FORTUNA ZOSTAJE W PIÓRKOWEJ
Javier Fortuna (22-0, 16 KO) momentami bardzo przypomina w ringu młodszego o dekadę Manny'ego Pacquiao (54-5-2, 38 KO). Młody Dominikańczyk jest szybki, bardzo agresywny, od pierwszych sekund szuka nokautu i dysponuje bardzo mocnym uderzeniem - szczególnie z lewej ręki.
Bardzo boleśnie przekonał się o tym Miguel Zamudio (25-2-1, 13 KO), który w piątek dostał od "El Abejona" szansę zdobycia tytułu WBA Interim w wadze piórkowej. Bardzo szybko okazało się jednak, że Fortuna jest o dwie klasy lepszy i całą walka trwała nieco ponad minutę, a Meksykanin został ciężko znokautowany.
Javier nie zrobił limitu i stracił swój pas na wadze, ale tłumaczy to problemami z wizą dla trenera, przez co stracił dwa kluczowe dni treningu w ostatnim tygodniu. Fortuna, którego Sampson Lewkowicz nazywa następcą Sergio Martineza, nie zamierza jeszcze przenosić się do kategorii super piórkowej i spróbuje stoczyć w limicie 126 funtów kilka następnych walk. Jego głównym celem jest zdobycie pełnoprawnego tytułu mistrzowskiego.

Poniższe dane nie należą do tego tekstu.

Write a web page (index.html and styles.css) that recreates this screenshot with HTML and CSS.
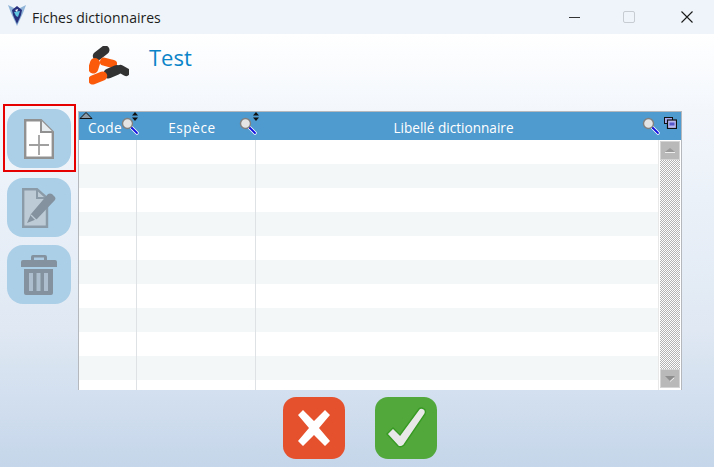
FILE: index.html
```html
<!DOCTYPE html>
<html lang="fr">
<head>
<meta charset="utf-8">
<title>Fiches dictionnaires</title>
<link rel="stylesheet" href="styles.css">
</head>
<body>
<div class="window">
  <header class="titlebar">
    <svg class="app-icon" width="20" height="24" viewBox="0 0 20 24">
      <path d="M1 2 L7 5 L13 5 L19 2 L16 10 L10 23 L4 10 Z" fill="#8fb4d8"/>
      <path d="M5 7 L10 3 L15 7 L14 12 L10 21 L6 12 Z" fill="#26307c"/>
      <path d="M7 9 L13 8 L11 14 L9 13 Z" fill="#5ec4e0"/>
      <path d="M8 7 L11 6 L10 9 Z" fill="#fff"/>
    </svg>
    <span class="title">Fiches dictionnaires</span>
    <div class="controls">
      <span class="ctl-min"></span>
      <span class="ctl-max"></span>
      <svg class="ctl-close" width="12" height="12" viewBox="0 0 12 12"><path d="M0.5 0.5 L11.5 11.5 M11.5 0.5 L0.5 11.5" stroke="#1a1a1a" stroke-width="1.1" fill="none"/></svg>
    </div>
  </header>
  <section class="banner">
    <svg class="logo" width="40" height="40" viewBox="0 0 40 40" fill="none" stroke-linecap="round">
      <path d="M8.3 10 L16 4" stroke="#333" stroke-width="9"/>
      <path d="M6 17 L4.3 22.5" stroke="#fa5a0a" stroke-width="10"/>
      <path d="M15 15.7 L24 18" stroke="#fa5a0a" stroke-width="8"/>
      <path d="M19.5 27.5 L27.7 24" stroke="#333" stroke-width="10"/>
      <path d="M31.7 23 L37 26" stroke="#333" stroke-width="8"/>
      <path d="M3.7 34 L13.7 30" stroke="#fa5a0a" stroke-width="9"/>
    </svg>
    <span class="test">Test</span>
  </section>
  <main class="content">
    <aside class="sidebar">
      <div class="selected">
        <button class="tool" type="button" aria-label="Ajouter">
          <svg width="30" height="40" viewBox="0 0 30 40"><path d="M1.2 1.2 H17 L28.8 13 V38.8 H1.2 Z" fill="#fff" stroke="#919191" stroke-width="2.4"/><path d="M17 1.2 V13 H28.8" fill="#e8edf0" stroke="#919191" stroke-width="2"/><path d="M15 16 V36 M5 26 H25" stroke="#a0a0a0" stroke-width="1.8"/></svg>
        </button>
      </div>
      <button class="tool tool-edit" type="button" aria-label="Modifier">
        <svg width="34" height="40" viewBox="0 0 34 40"><path d="M1.2 1.2 H15 L25 10 V38.8 H1.2 Z" fill="#bccbd6" stroke="#8c9ba8" stroke-width="2.4"/><path d="M15 1.2 V10 H25" fill="none" stroke="#8c9ba8" stroke-width="2"/><path d="M5 35 L9 26 L26 6 Q28 5 30 6 L33 9 Q34 11 33 12 L15 31 Z" fill="#83929e"/><path d="M9 27 L14 32" stroke="#bccbd6" stroke-width="1.2"/></svg>
      </button>
      <button class="tool tool-trash" type="button" aria-label="Supprimer">
        <svg width="36" height="40" viewBox="0 0 36 40"><path d="M0 7 Q0 5 2 5 H10 V2 Q10 0 12 0 H24 Q26 0 26 2 V5 H34 Q36 5 36 7 V12 H0 Z" fill="#83929e"/><rect x="13" y="2.5" width="10" height="2.5" fill="#abcce4"/><path d="M3 14 H32 V38 Q32 40 30 40 H5 Q3 40 3 38 Z" fill="#83929e"/><path d="M8 18 H12 V36 H8 Z M15.5 18 H19.5 V36 H15.5 Z M23 18 H27 V36 H23 Z" fill="#adbfce"/></svg>
      </button>
    </aside>
    <div class="grid">
      <div class="grid-head">
        <svg class="sort-main" width="14" height="7" viewBox="0 0 14 7"><path d="M7 .5 L13 6.5 H1 Z" fill="#8b9aa4" stroke="#111"/></svg>
        <div class="col col-code"><span>Code</span>
          <svg class="lens" width="18" height="18"><use href="#lens"/></svg>
          <svg class="sort" width="6" height="9" viewBox="0 0 6 9"><path d="M3 0 L6 3.5 H0 Z M3 9 L0 5.5 H6 Z" fill="#111"/></svg>
        </div>
        <div class="col col-esp"><span>Espèce</span>
          <svg class="lens" width="18" height="18"><use href="#lens"/></svg>
          <svg class="sort" width="6" height="9" viewBox="0 0 6 9"><path d="M3 0 L6 3.5 H0 Z M3 9 L0 5.5 H6 Z" fill="#111"/></svg>
        </div>
        <div class="col col-lib"><span>Libellé dictionnaire</span>
          <svg class="lens" width="18" height="18"><use href="#lens"/></svg>
          <svg class="layers" width="13" height="12" viewBox="0 0 13 12"><rect x=".5" y=".5" width="8" height="6" fill="#a9a9ee" stroke="#111"/><rect x="3.5" y="3" width="9" height="8.5" fill="#b9b9f2" stroke="#111" stroke-width="1.2"/><rect x="5.5" y="5.5" width="5" height="3" fill="#55c"/></svg>
        </div>
      </div>
      <div class="grid-body">
        <div class="rows">
          <div class="row"><i></i><i></i><i></i></div>
          <div class="row alt"><i></i><i></i><i></i></div>
          <div class="row"><i></i><i></i><i></i></div>
          <div class="row alt"><i></i><i></i><i></i></div>
          <div class="row"><i></i><i></i><i></i></div>
          <div class="row alt"><i></i><i></i><i></i></div>
          <div class="row"><i></i><i></i><i></i></div>
          <div class="row alt"><i></i><i></i><i></i></div>
          <div class="row"><i></i><i></i><i></i></div>
          <div class="row alt"><i></i><i></i><i></i></div>
          <div class="row"><i></i><i></i><i></i></div>
        </div>
        <div class="scrollbar">
          <div class="arrow"><svg width="10" height="5" viewBox="0 0 10 5"><path d="M5 0 L10 4 H0 Z" fill="#9a9a9a"/><path d="M0 4.5 H10" stroke="#eee"/></svg></div>
          <div class="track"></div>
          <div class="arrow"><svg width="10" height="6" viewBox="0 0 10 6"><path d="M0 0 H10 L5 5 Z" fill="#8e8e8e"/><path d="M5 5.5 L9 2" stroke="#eee"/></svg></div>
        </div>
      </div>
    </div>
  </main>
  <footer class="actions">
    <button class="act act-cancel" type="button" aria-label="Annuler">
      <svg width="40" height="38" viewBox="0 0 40 38"><path d="M4 6 L9 1 L20 12 L31 1 L36 6 L25 19 L36 32 L31 37 L20 26 L9 37 L4 32 L15 19 Z" fill="#fff"/></svg>
    </button>
    <button class="act act-ok" type="button" aria-label="Valider">
      <svg width="44" height="44" viewBox="0 0 44 44"><path d="M3 28 L9 22 L16 29 L35 3 Q37 1 40 3 L41 4 Q42 6 41 8 L20 39 Q17 42 14 40 Z" fill="#e8e8e8" stroke="#379a22" stroke-width="1.4"/></svg>
    </button>
  </footer>
</div>
<svg class="defs" width="0" height="0">
  <defs>
    <g id="lens">
      <path d="M10 10 L16 16" stroke="#fff" stroke-width="3.4" stroke-linecap="round"/>
      <path d="M10.5 10.5 L16 16" stroke="#1010e0" stroke-width="1.8" stroke-linecap="round"/>
      <circle cx="6.5" cy="6.5" r="5" fill="#e4e4e4" stroke="#808080" stroke-width="1.4"/>
    </g>
  </defs>
</svg>
</body>
</html>
```
FILE: styles.css
```css
html, body { margin: 0; padding: 0; height: 100%; }
body { font-family: "Liberation Sans", Arial, sans-serif; overflow: hidden; }
.window {
  width: 714px; height: 467px; display: flex; flex-direction: column;
  background: linear-gradient(180deg, #ffffff 34px, #f3f7fc 110px, #dfe8f3 330px, #c5d6ea 467px);
}
.defs { position: absolute; }
.titlebar {
  height: 34px; flex: none; display: flex; align-items: center;
  background: #eef4f9; padding-left: 7px; box-sizing: border-box;
}
.app-icon { flex: none; margin-top: -4px; }
.title {
  margin-left: 5px; font: 14px "Open Sans", "Noto Sans", sans-serif; color: #1c1c1c;
}
.controls { margin-left: auto; display: flex; align-items: center; padding-right: 21px; }
.ctl-min { width: 11px; height: 1px; background: #333; margin-right: 43px; margin-left: -1px; }
.ctl-max { width: 10px; height: 10px; border: 1px solid #c6ccd1; border-radius: 2px; margin-right: 46px; }
.ctl-close { display: block; }
.banner { height: 70px; flex: none; display: flex; box-sizing: border-box; padding: 12px 0 0 89px; }
.logo { display: block; }
.test { margin: -3px 0 0 20px; font: 22px/28px "Open Sans", "DejaVu Sans", sans-serif; color: #0a84c9; }
.content { flex: none; display: flex; height: 286px; }
.sidebar { width: 78px; flex: none; display: flex; flex-direction: column; align-items: flex-start; padding-left: 7px; box-sizing: border-box; }
.selected {
  width: 73px; height: 68px; box-sizing: border-box; border: 2px solid #e60000;
  display: flex; align-items: flex-start; padding: 3px 0 0 2px;
  margin: 0 0 6px -4px;
}
.tool {
  width: 64px; height: 59px; padding: 0; border: 0; border-radius: 16px; background: #abcfe7;
  display: flex; align-items: center; justify-content: center; flex: none;
}
.tool-edit { margin-bottom: 8px; }
.grid {
  width: 604px; height: 279px; box-sizing: border-box; margin-top: 7px;
  border: 1px solid #b5b8bc; border-bottom: 0; display: flex; flex-direction: column; background: #fff;
}
.grid-head { height: 28px; flex: none; display: flex; background: #4f9ace; position: relative; color: #fff; font: 13.6px "Open Sans", "Noto Sans", sans-serif; }
.sort-main { position: absolute; left: 0; top: 0; }
.col { position: relative; display: flex; align-items: center; justify-content: center; height: 100%; box-sizing: border-box; padding-top: 2px; }
.col-code { width: 58px; justify-content: flex-start; padding-left: 9px; letter-spacing: .3px; }
.col-esp { width: 119px; padding-right: 9px; letter-spacing: .6px; }
.col-lib { flex: 1; padding-right: 30px; }
.lens { position: absolute; top: 5px; }
.col-code .lens { left: 42px; }
.col-esp .lens { left: 102px; }
.col-lib .lens { left: 386px; }
.sort { position: absolute; top: 0; right: 0; }
.col-code .sort { right: -1px; }
.col-esp .sort { right: -3px; }
.layers { position: absolute; left: 408px; top: 5px; }
.grid-body { flex: 1; min-height: 0; display: flex; overflow: hidden; }
.rows { flex: 1; overflow: hidden; min-width: 0; }
.row { height: 24px; display: flex; background: #fff; }
.row.alt { background: #f4f7f7; }
.row i { display: block; height: 100%; box-sizing: border-box; border-right: 1px solid #dfe2e4; }
.row i:nth-child(1) { width: 58px; }
.row i:nth-child(2) { width: 119px; }
.row i:nth-child(3) { flex: 1; border-right: 1px solid #e8e8e8; }
.scrollbar { width: 22px; flex: none; display: flex; flex-direction: column; background: #fff; box-sizing: border-box; padding: 1px 1px 0 1px; }
.arrow { height: 19px; flex: none; background: #b9b9b9; display: flex; align-items: center; justify-content: center; border: 1px solid #d4d4d4; box-sizing: border-box; }
.track {
  flex: 1; background-color: #fff;
  background-image: conic-gradient(#b4b4b4 25%, #fff 0 50%, #b4b4b4 0 75%, #fff 0);
  background-size: 2px 2px;
}
.scrollbar .arrow:last-child { margin-bottom: 2px; }
.actions { flex: none; display: flex; gap: 30px; padding: 7px 0 0 283px; }
.act { width: 62px; height: 62px; padding: 0; border: 0; border-radius: 13px; display: flex; align-items: center; justify-content: center; }
.act-cancel { background: #e5512d; }
.act-ok { background: #52a83b; }
```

- Chcę zostać w piórkowej na kolejne trzy walki i dopiero potem przenieść się do super piórkowej. Chciałbym też, żeby do mojego narożnika wrócił Pablo Sarmiento (trener wspomnianego wcześniej Martineza - red.)... Chcę powrócić tak szybko, jak tylko będzie to możliwe. Mam nadzieję na walki z najlepszymi. Mierzę we wszystkich mistrzów świata kategorii piórkowej. Jestem przekonany, że każdego z nich mogę znokautować - oświadczył pewny siebie Fortuna.